Martins began kart racing aged 10 and after success there moved on to Formula Vee and then Formula Delta.
He has eight wins and 21 podiums from 44 career races, according to Driver DataBase, a motor racing website, and currently sits in third place in the Copa Yokohama, the trophy given to the best rider over the season’s last three races.
The final race is on Dec. 19 at Interlagos, the same circuit where Formula 1 drivers will race this weekend.
Recent stories focusing on Martins’ talent and struggles have helped attract sponsors and have also shone a light on his background as a poor Black man in an expensive sport.
“Everyone you see (racing) has a sponsor and when you ask them about it, it turns out they are the son of the shop’s owner or something like that,” Martins said, without a trace of bitterness. “So it’s a very elite sport.”

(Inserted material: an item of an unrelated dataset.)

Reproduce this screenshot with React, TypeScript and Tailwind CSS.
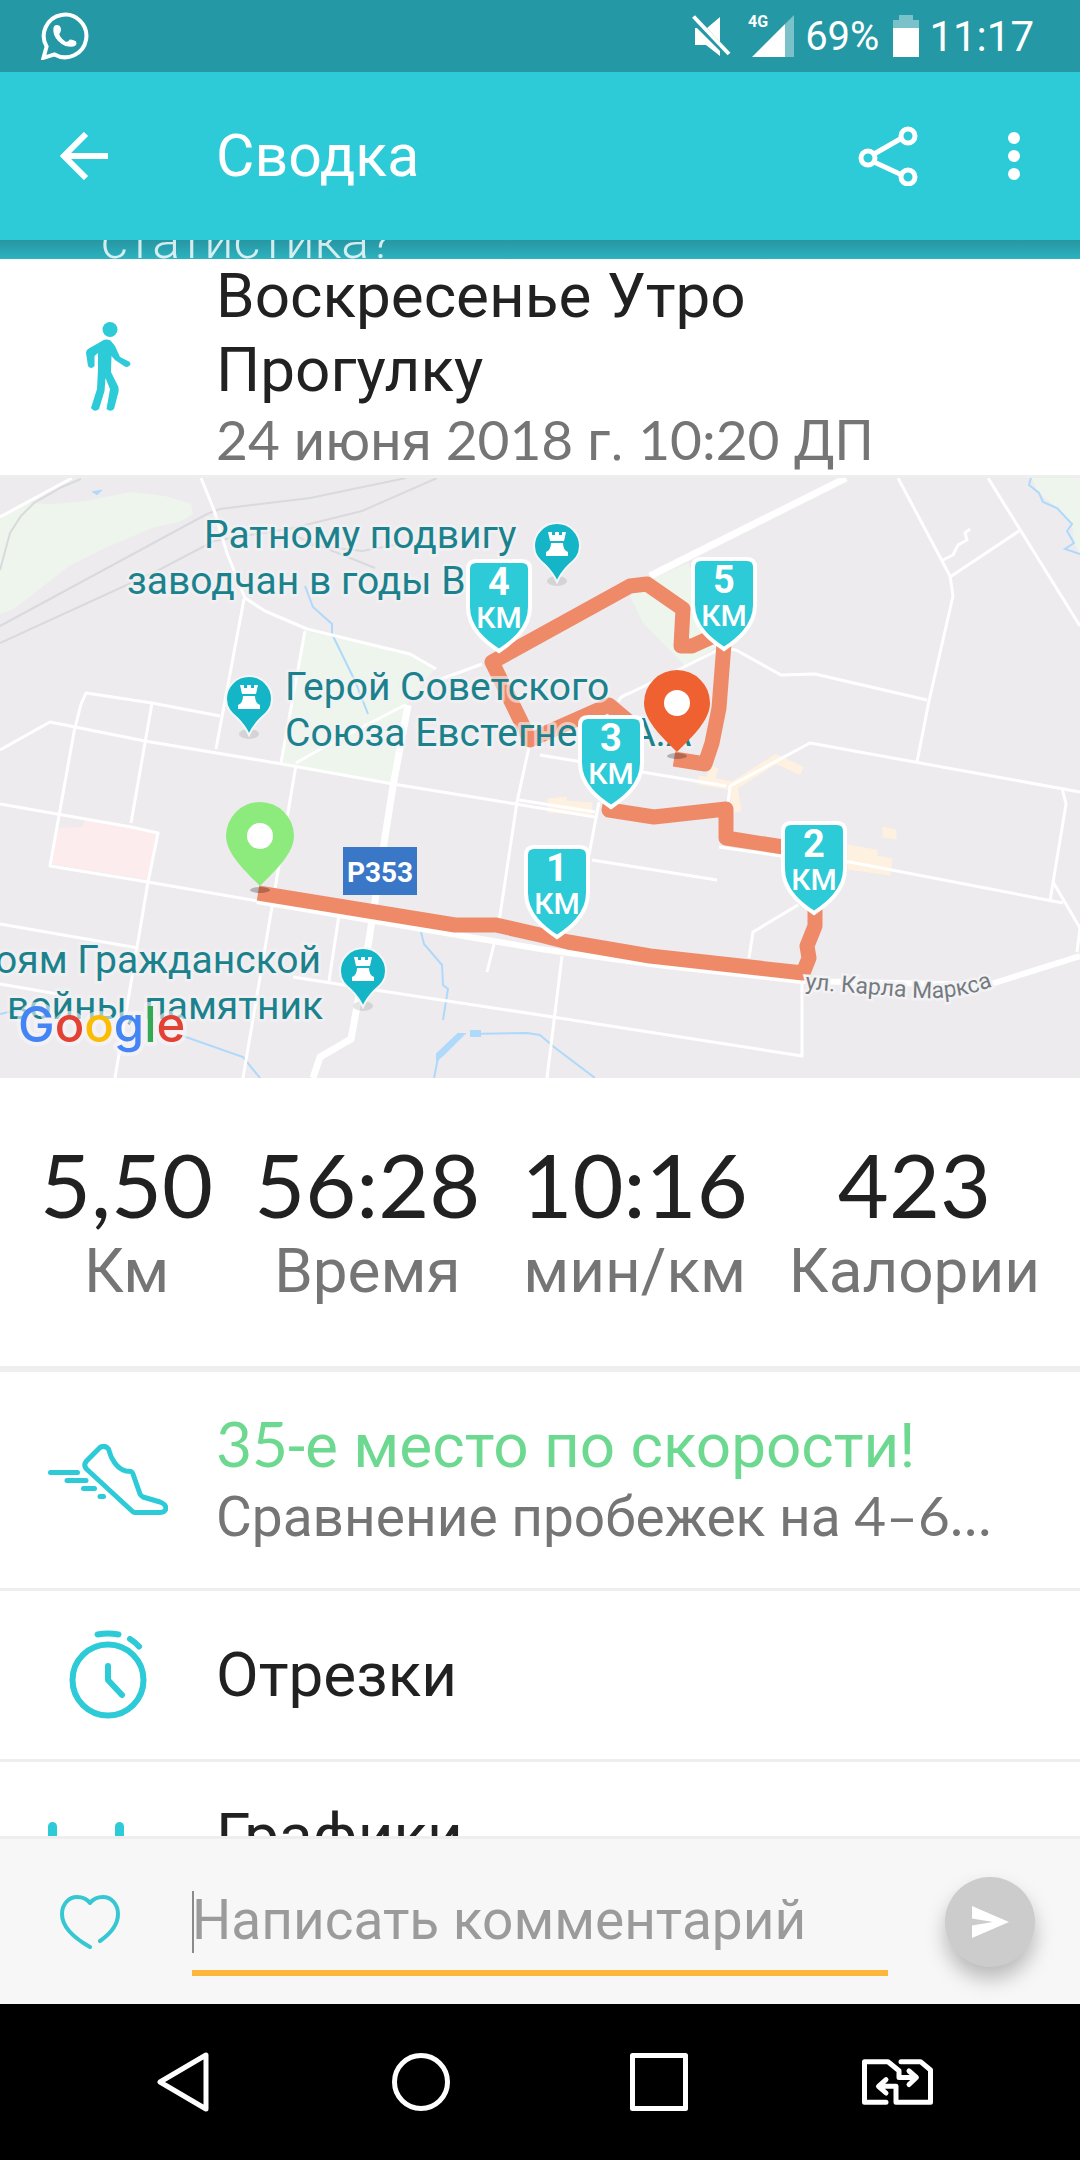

Martins knows how difficult it is to break into Formula 1.
Although Brazil is a hotbed for the sport, it has not had a top level driver since Felipe Massa retired in 2017 and no drivers’ champion since Ayrton Senna in 1991.
In order to succeed Martins would have to leave Brazil and then climb through the ranks in Europe.
Though still a teenager, he is savvy enough to know that even at this level his presence is symbolic.
“I think about being an inspiration one day for young people, for diversity,” he said. “I feel like I am (breaking down barriers). I hope that other young people like me can one day reach a top level.”